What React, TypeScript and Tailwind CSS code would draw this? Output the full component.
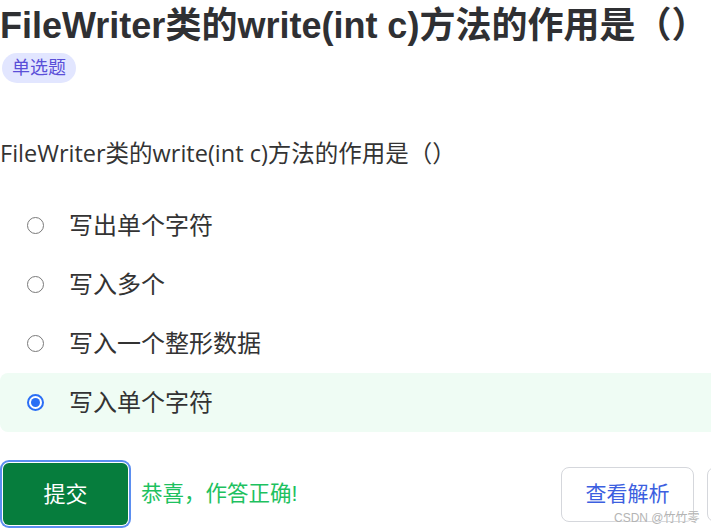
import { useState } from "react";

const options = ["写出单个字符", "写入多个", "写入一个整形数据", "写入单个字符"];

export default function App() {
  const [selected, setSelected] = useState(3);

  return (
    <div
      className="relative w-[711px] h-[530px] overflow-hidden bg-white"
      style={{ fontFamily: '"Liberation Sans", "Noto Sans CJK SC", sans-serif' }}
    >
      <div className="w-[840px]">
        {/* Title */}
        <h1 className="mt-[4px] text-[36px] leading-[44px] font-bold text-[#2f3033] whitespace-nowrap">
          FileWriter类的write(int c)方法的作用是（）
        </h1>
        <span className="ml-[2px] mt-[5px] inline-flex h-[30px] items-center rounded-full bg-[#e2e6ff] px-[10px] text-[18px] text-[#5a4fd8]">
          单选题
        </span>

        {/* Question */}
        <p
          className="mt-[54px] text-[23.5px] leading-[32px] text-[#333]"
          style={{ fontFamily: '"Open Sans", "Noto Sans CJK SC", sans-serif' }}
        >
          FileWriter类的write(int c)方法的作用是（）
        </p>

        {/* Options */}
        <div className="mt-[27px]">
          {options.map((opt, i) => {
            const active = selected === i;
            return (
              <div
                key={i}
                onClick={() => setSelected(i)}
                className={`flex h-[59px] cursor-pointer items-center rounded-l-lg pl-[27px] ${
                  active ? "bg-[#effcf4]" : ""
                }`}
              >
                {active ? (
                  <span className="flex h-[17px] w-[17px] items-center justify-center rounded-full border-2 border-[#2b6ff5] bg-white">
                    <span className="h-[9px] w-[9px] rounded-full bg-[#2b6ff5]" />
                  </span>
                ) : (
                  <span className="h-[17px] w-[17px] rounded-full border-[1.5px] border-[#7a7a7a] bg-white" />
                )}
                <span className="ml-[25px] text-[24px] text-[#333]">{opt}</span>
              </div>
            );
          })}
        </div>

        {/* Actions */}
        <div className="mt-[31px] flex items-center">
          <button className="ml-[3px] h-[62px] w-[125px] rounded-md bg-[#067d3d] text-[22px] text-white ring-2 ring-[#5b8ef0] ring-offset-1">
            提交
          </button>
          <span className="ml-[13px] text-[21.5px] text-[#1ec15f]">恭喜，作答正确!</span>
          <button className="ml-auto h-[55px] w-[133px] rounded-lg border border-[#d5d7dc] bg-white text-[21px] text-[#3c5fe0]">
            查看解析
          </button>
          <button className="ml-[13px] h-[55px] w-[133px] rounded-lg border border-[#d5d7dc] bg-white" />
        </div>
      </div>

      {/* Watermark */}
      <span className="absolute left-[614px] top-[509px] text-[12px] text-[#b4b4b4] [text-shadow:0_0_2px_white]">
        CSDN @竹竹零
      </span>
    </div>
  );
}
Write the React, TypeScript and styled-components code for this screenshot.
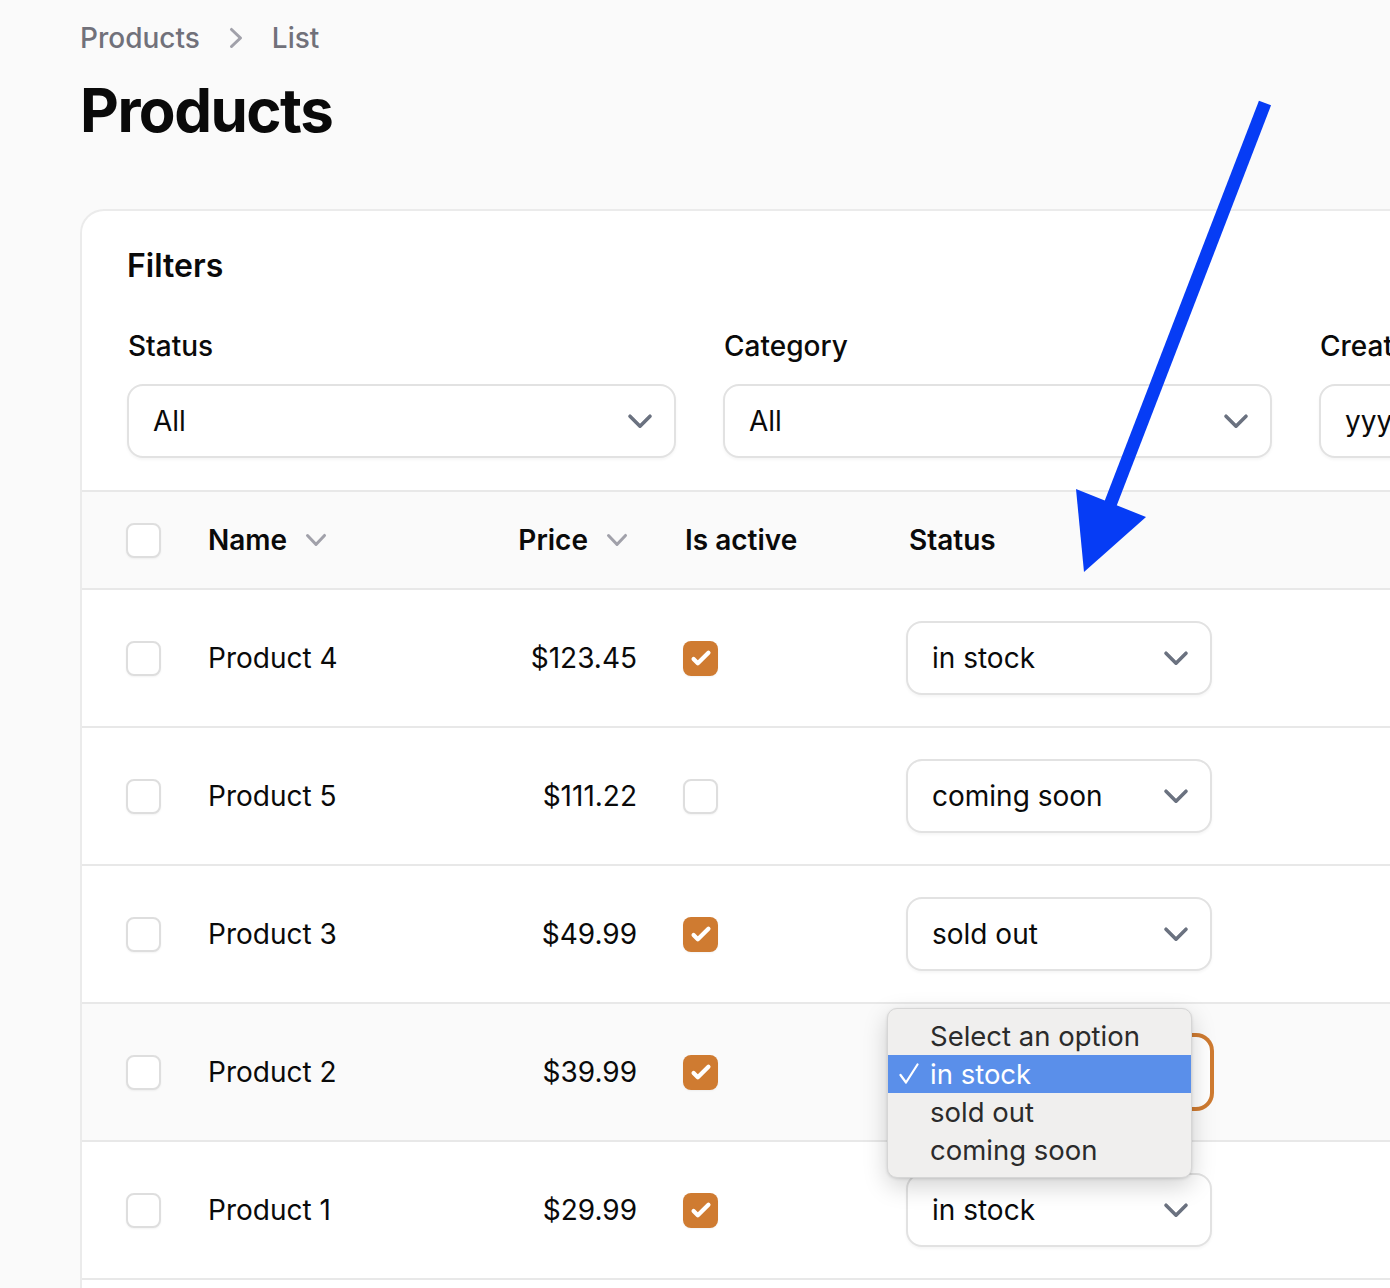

○ ○ ○ ○ ○

#### WHAT YOU SHOULD DO:
Leave the pictures out and please restate exactly the lines running from the start of the material through the one with "const [selected, setSelected]".

#### THE COMPLETED TASK:
What React, TypeScript and Tailwind CSS code would draw this? Output the full component.
import { useState } from "react";

const options = ["写出单个字符", "写入多个", "写入一个整形数据", "写入单个字符"];

export default function App() {
  const [selected, setSelected] = useState(3);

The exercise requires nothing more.